[FM Discuss] updated IBD
Tomi Toivio
tomi at flossmanuals.net
Sat Jul 7 07:48:53 PDT 2012
I think that this is a useful discussion since there have been major
ideological struggles about this regarding the Finnish site.
I tried to find well-known open source advocate who would have a problem
with the commercial open source projects but could not find anything like
that. Basically the whole discussion went from Stallman into Stalin.

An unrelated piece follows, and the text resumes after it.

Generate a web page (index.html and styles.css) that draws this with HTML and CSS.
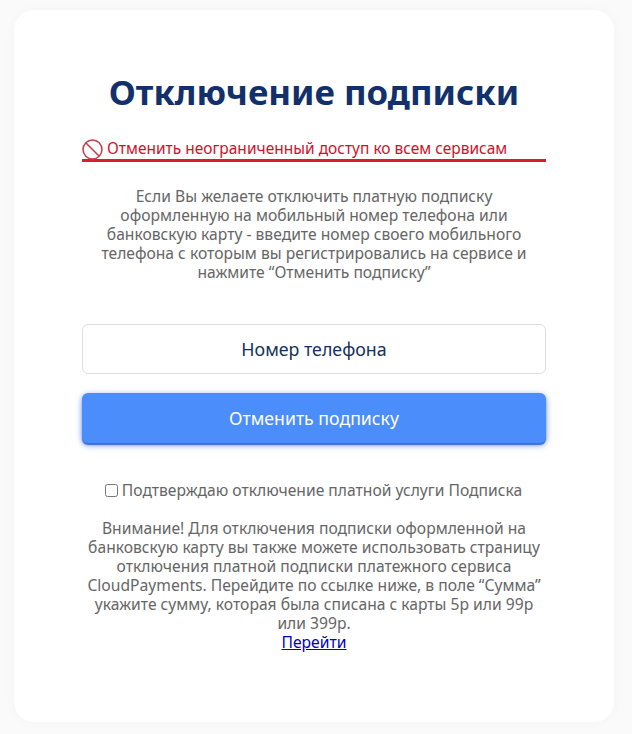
FILE: index.html
```html
<!DOCTYPE html>
<html lang="ru">
<head>
<meta charset="utf-8">
<title>Отключение подписки</title>
<link rel="stylesheet" href="styles.css">
</head>
<body>
<main class="card">
  <h1 class="title">Отключение подписки</h1>
  <div class="notice">
    <svg class="notice-icon" viewBox="0 0 20 20" aria-hidden="true"><circle cx="10" cy="10" r="9"/><path d="M3.8 3.8L16.2 16.2"/></svg>
    <span>Отменить неограниченный доступ ко всем сервисам</span>
  </div>
  <p class="intro">Если Вы желаете отключить платную подписку оформленную на мобильный номер телефона или банковскую карту - введите номер своего мобильного телефона с которым вы регистрировались на сервисе и нажмите “Отменить подписку”</p>
  <input class="phone" type="text" placeholder="Номер телефона">
  <button class="submit" type="button">Отменить подписку</button>
  <label class="confirm"><input class="check" type="checkbox">Подтверждаю отключение платной услуги Подписка</label>
  <p class="note">Внимание! Для отключения подписки оформленной на банковскую карту вы также можете использовать страницу отключения платной подписки платежного сервиса CloudPayments. Перейдите по ссылке ниже, в поле “Сумма” укажите сумму, которая была списана с карты 5р или 99р или 399р.<br><a class="note-link" href="#">Перейти</a></p>
</main>
</body>
</html>
```
FILE: styles.css
```css
* { box-sizing: border-box; }
html, body { margin: 0; height: 734px; overflow: hidden; }
body {
  background: #fafafa;
  padding: 10px 18px 12px 14px;
  font-family: "Noto Sans", "Open Sans", sans-serif;
  color: #666;
}
.card {
  width: 600px;
  height: 712px;
  background: #fff;
  border-radius: 20px;
  box-shadow: 0 0 12px rgba(0, 0, 0, 0.03);
  padding: 60px 68px 0;
  display: flex;
  flex-direction: column;
  align-items: stretch;
}
.title {
  margin: 0;
  font-size: 34.8px;
  line-height: 44px;
  font-weight: 700;
  color: #12306b;
  text-align: center;
}
.notice {
  margin-top: 24px;
  height: 24px;
  border-bottom: 3px solid #d8202c;
  display: flex;
  align-items: flex-start;
  gap: 4px;
  color: #d0112b;
  font-size: 15.5px;
  line-height: 20px;
}
.notice-icon { width: 21px; height: 21px; margin-top: 1px; flex: none; fill: none; stroke: #c8404c; stroke-width: 1.5; }
.intro {
  margin: 25px 15px 0;
  font-size: 15.65px;
  line-height: 19px;
  text-align: center;
}
.phone {
  margin-top: 42px;
  height: 50px;
  width: 100%;
  border: 1px solid #dedede;
  border-radius: 6px;
  background: #fff;
  text-align: center;
  font: 17.8px "Noto Sans", "Open Sans", sans-serif;
  outline: none;
}
.phone::placeholder { color: #14305c; opacity: 1; }
.submit {
  margin-top: 19px;
  height: 50px;
  width: 100%;
  border: 0;
  border-radius: 6px;
  background: #4b8dfb;
  box-shadow: 0 2px 1px #3a6fdc, 0 2px 6px rgba(50, 100, 240, 0.7);
  color: #fff;
  font: 17.7px "Noto Sans", "Open Sans", sans-serif;
}
.confirm {
  margin-top: 37px;
  padding-right: 1px;
  display: flex;
  justify-content: center;
  align-items: center;
  gap: 4px;
  font-size: 15.65px;
  line-height: 20px;
}
.check { margin: 0; width: 13px; height: 13px; }
.note {
  margin: 19px 0 0;
  font-size: 15.65px;
  line-height: 19px;
  text-align: center;
}
.note-link { display: inline-block; color: #0000c8; }
```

In some ways I think that FM could have a better impact if publishers in
poor countries would just print cheap copies. Pretty much the same people
who sell pirate copies of books but this would be legal. Lulu.com needs a
credit card, which would make it unavailable for lotsa people. I was trying
to throw this idea around last year in Nairobi but probably nobody is doing
it. The FLOSS CD would have been even more obvious since there are so many
pirate CD hawkers.
lauantai, 7. heinäkuuta 2012 Daniel James <daniel.james at sourcefabric.org>
kirjoitti:
> Hi Camille,
>
>> fruit is a FINITE resource whereas culture and software are NOT.
>
> I'm not sure that's true. Near-zero-cost copying doesn't enable
> zero-cost production, and we can only copy what has already been made.
>
>> The Mona Lisa is so valuable because we've all seen it reproduced
>> and remixed so many different times.
>
> Actually, I think that painting had high value before the advent of
> digital copies. If you could only see it in the Louvre I don't think it
> would be worth any less, just like hearing a recording of a musician is
> not the same as seeing them live. Otherwise no-one would pay for a real
> painting, they would buy a high resolution copy (and optionally bid for
> the reproduction rights).
>
>> Does this mean we should turn our backs on open source? Shutter our
>> doors and become non-Free because hey "We gotta eat!"
>
> Not at all, I'm just suggesting that free culture may be difficult to
> sustain over the long term if there is a net flow of resources out of
> the community.
>
>> maybe you should bone up on your open source business models
>> <http://en.wikipedia.org/wiki/Business_models_for_open_source_software>.
>
> I don't deny that business models for Free Software can work, because
> software has the intrinsic problems of being expensive to make, never
> being finished and rapidly going out of date. Cultural products may or
> may not be expensive to make, but the other two problems need not apply.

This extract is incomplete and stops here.